The truth of the matter is we don’t need your love, your hollow tweets or your random hugs in the street to make us feel part of this land. Similarly, we also don’t need the constant drivel of apology from Muslims across the land and the overflowing gratitude they bestow on any non-Muslim who happens to stand up for them. Enough already. When are we going to stop the incessant conversation around normalising Islam that serves no further purpose than to constantly show the world we are still not accepted here? That this place is not ours to call home.
And we’re both to blame here, the Muslims and the non-Muslims.
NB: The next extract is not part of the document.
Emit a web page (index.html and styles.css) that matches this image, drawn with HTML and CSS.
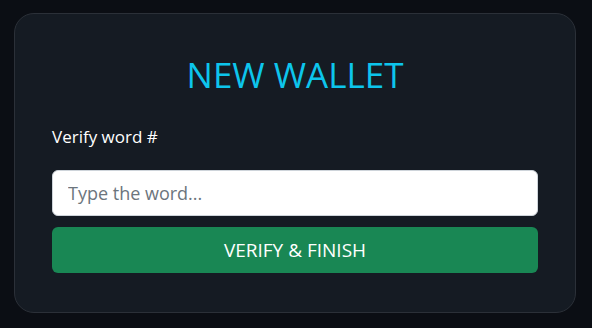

Between us we whip ourselves into a media frenzy in the name of inclusiveness, stamp a hashtag on it and call it liberty, convinced we’ve done the right thing, finally able to sleep easy at night. But I don’t need days dedicated to loving Muslims or hashtags or ridiculous videos where Muslims say ridiculous things like, ‘I’m a Muslim but I hate violence.’ SHUT UP! Everyone hates violence (except me right now; I’m feeling very violent but it’s more shouty in rage and passion than actual real violence). No other religion has been forced to apologise, explain or validate in the same way Muslims have, so why in the hell are you standing there telling some Buzzfeed executives (who think they’re freedom fighters for having come up with this ingenious idea) about how you hate violence, i.e, how Islam isn’t a violent religion and does not condone killing people? Which Catholic person stood up and apologised for the Knights Templar? Or the fall of Constantinople? Or any other white baptised man that shot up a school?
If you’re a Muslim circulating ‘Love a Muslim Day’ letters, please stop. And if you’re not a Muslim and are intending to spend 3rd April loving a Muslim, please don’t. It changes nothing and you’re merely perpetuating the issue. What we need, more than anything, is to tell and live our stories. To include Muslims into the fabric of our culture and existence not because they’re Muslims, but because they’re just normal people. Write Muslim characters into TV shows in which their entire storyline isn’t about being Muslim. Be a Muslim, hijab-wearing model because you’re tall and beautiful, not because you’re a Muslim. Be a Muslim hip-hop artist that sings slow jams about sex without it being about the fact that you’re Muslim.
Our human stories are not told across art, entertainment, media, literature, politics or history. We don’t exist outside the narrative of terrorism, honour killings and apologies and yet, millions of Muslims live in the West without ever encountering the things we’re apologising for. We have been boiled down, reduced to nothing but Muslims and Islam, forgetting the people behind those heavy labels. We cannot take our place in this world when we’re busy trying to validate it. Instead, we must accept it like it’s the only thing we’ve ever known. We must live our true, authentic lives and for most Muslims, that doesn’t revolve around how ‘Muslim’ they are. We just happen to be Muslim while doing all the things everyone else does. We are more than just Muslim and those are the stories we need to tell.